Given I’ve been writing these blogs ostensibly about retirement, at the rate of about two a week, with a little help (like last week and my cartoons), I think it’s a fair question. Particularly as I’ve recently written how being creative is such an important aspect of my own retirement life. I liked David’s own view of the creative process enough to actually write it down, “better to keep the creative muscles moving than sitting waiting for the great stuff to arrive.” I absolutely agree with this with the small exception that in my case the great stuff doesn’t actually arrive. But then if it did no doubt I would be too busy to write this I would be spending my time wearing very large suits (if you’re not a Talking Heads fan that reference will mean absolutely nothing) and being chased by chicks, as we used to call them. It must be quite difficult if you have made your name in one area of the arts (having hit records) to move around the various media options, a problem I don’t have on account of never having been successful.

I suppose it might mean there is a temptation to chuck in this blog and apply my talents, such as they, are in / to other areas. Problem is there aren’t many that I haven’t tried and, by extension, failed at. For example, I used to ‘write’ songs but that was many years ago and even the song-writing course (an on-line course from the Berklee School of Music) I took very soon after retiring, didn’t help that area of ambition. Yes, there was the graphic design (I did some courses on Photoshop to help with this) but that didn’t take off and even the cartoons that I’m taking the opportunity of putting out courtesy of this very blog. I’ve written a crime book and a dozen ghost stories again to be found on these pages. I started a play, meant to be a modern day version of Arthur Ridley’s Ghost Train but it didn’t get finished, but several episodes (6 to be precise) of a sitcom entitled Psychos about a bunch of psychologists working for the Local Authority. Several other sitcoms All hilarious. I found one episode of Psychos last week when trying to clear out our Yorkshire cottage and no, it’s still not sold neither the cottage nor the script.

Whether there is a particular form of creative enterprise that is better suited to the retired person than any other, I’m not sure. I suppose we tend to go for craft-related activities – carving, painting, embroidery, print-making, brass-rubbing (and I don’t mean any of these to sound unvalued), something that has an element of skill to it but, for a number of reasons, that tends to rule me out.

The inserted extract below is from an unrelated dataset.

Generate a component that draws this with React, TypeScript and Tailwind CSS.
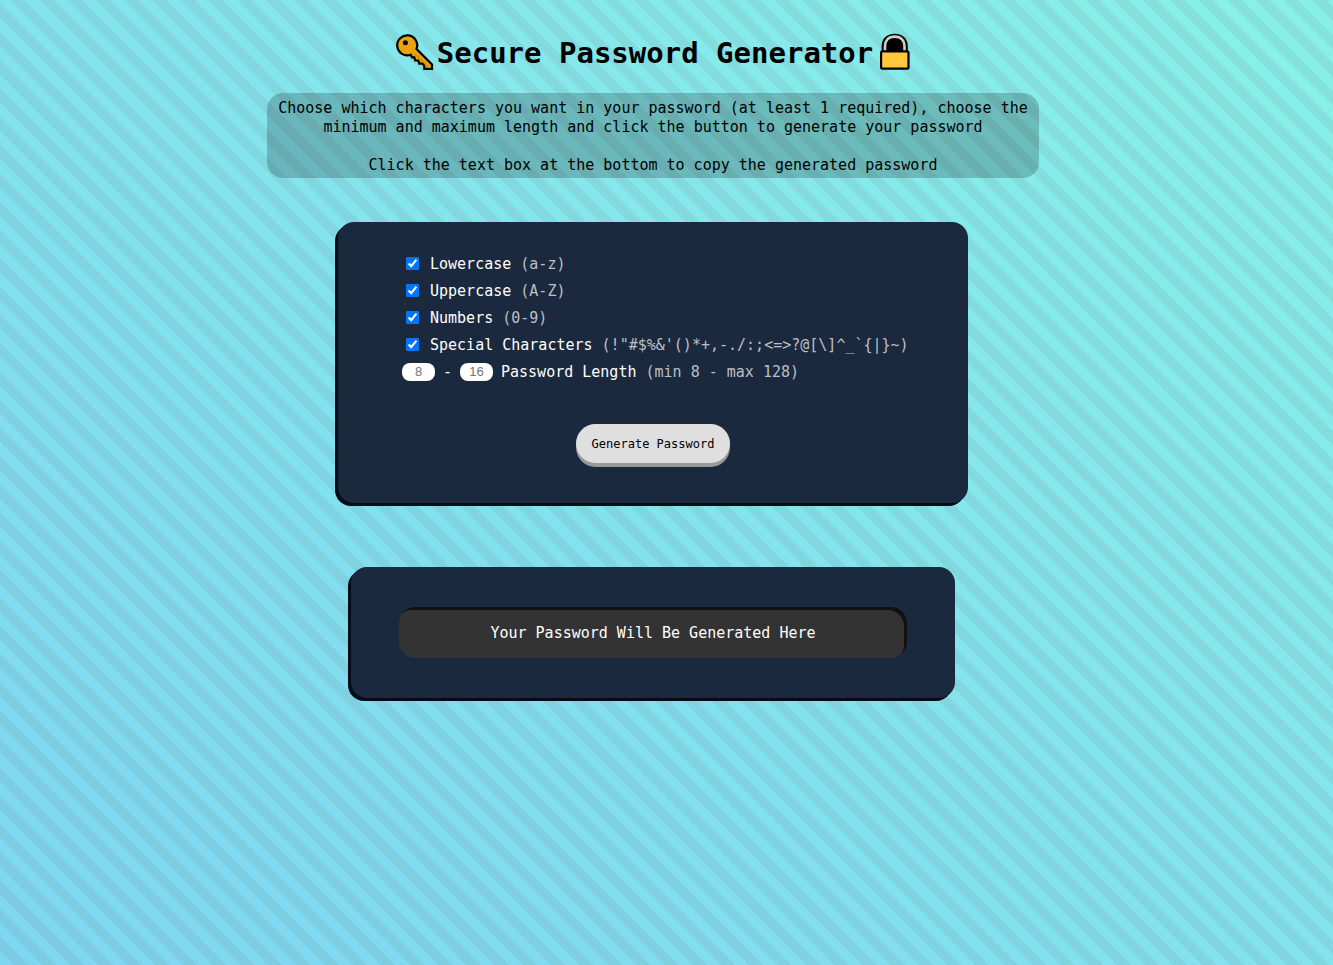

I have certain physical and mental, what shall I call them, shortcomings might be the word. That said, these, and many (many) more ideas are contained in my diaries which I fully expect to be gifted to the British Museum upon my demise or else burnt on a bonfire by my children.

So supposing you’re about to or have recently retired and you want to do something creative in your retirement and this is a new thought because your working life has been of the more sensible, rule-following, money-earning, career-ladder climbing, type. How to start with the more wild and wacky life style or at least as far as factoring in some creative activities? Nothing too wild you understand. As usual I have no neat answer to this question but I suppose what you might do is to take a piece of paper, write David Byrne’s activity list, mentioned above, see below for full list, (or somebody you identify with, David’s has a particular skew of course) down the middle then draw three lines off each area that might (just a might at this stage, don’t rationalise them out of existence too soon) interest you as a retirement activity. Doesn’t have to make money nor be all-consuming (it’s not a job), maybe just to dabble with initially and maybe no more than that. All I would say, and this is not much by way of advice, is don’t make it too sensible. Let your retirement imagination flow. I’m guessing if you don’t do it fairly soon after retiring then you will develop routines that might, quite literally, last you a life-time.

Here’s his list, hope it inspires : singer, composer, lyricist, guitarist, film director, writer, actor, video-maker, designer, photographer, various collaborative projects, scored movies, plays and TV shows, founded record label, started on-line radio station, composed operetta, exhibited art work, written books about music and cycling, published books of sketches, designed bike racks. As he says, they didn’t all work out but then back to the quote about the creative muscles.
So it seems the message for me and these blogs is to keep writing them even if based on tiny ideas, like this one, and don’t worry if they don’t all work out. Retirement is a bit of an adventure if you encourage it to be.
*He has a PowerPoint presentation entitled ‘Reasons to be Cheerful’ (see photo above). Nothing to do with Ian Drury I don’t think.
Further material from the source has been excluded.